Moreover, Nirvana’s contention that Nestle’s payment to two supermarkets in exchange for not purchasing Nirvana’s bottled water violated the Robinson-Patman Act did not make a prima facie case to establish commercial bribery. The payment of money from Nestle to the supermarkets did not implicate an agent, fiduciary duty, or breach of fiduciary duty, the court noted.

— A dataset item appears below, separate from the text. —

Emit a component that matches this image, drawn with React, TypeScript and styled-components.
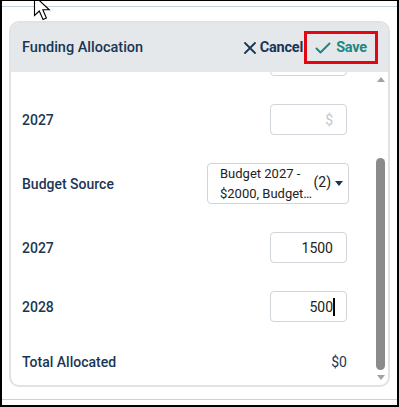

Exclusive dealing. To state a violation of the Clayton Act, the exclusive dealing agreement must foreclose competition in a substantial share of the relevant market. Nirvana alleged that Nestle’s payments to the two supermarkets in exchange for not purchasing Nirvana’s bottled water were unlawful exclusive dealing agreements. In the court’s view, Nirvana failed to properly plead a relevant market. Despite identifying the product line in the case as bottled spring water, Nirvana did not reference the product market in its exclusive dealings claims beyond the bottled water produced by Nirvana and Nestle. Under Nirvana’s definition that “water is water,” there was no plausible basis why other types of bottled water were not part of the relevant product market.

Finally, Nirvana failed to plead a geographic market as part of the relevant market. Nirvana’s allegations that the geographic market was the sale of bottled water in five northeastern states where the parties competed did not provide any plausible basis for the selection of those five states. In fact, Nirvana conceded that some market shares alleged in the complaint did not account for all sales of bottled water in every retail outlet or the sales of bottled water in every state where the two companies competed, the court noted.

The case is No. 6:14-cv-01181-MAD-ATB.

Attorneys: Richard Pertz (Office of Richard Pertz) for Nirvana, Inc. Adam L. Hudes, Carmine R. Zarlegna, III, and Stephen M. Medlock (Mayer Brown LLP) for Nestle Waters North America, Inc.

Companies: Nirvana, Inc.; Nestle Waters North America, Inc.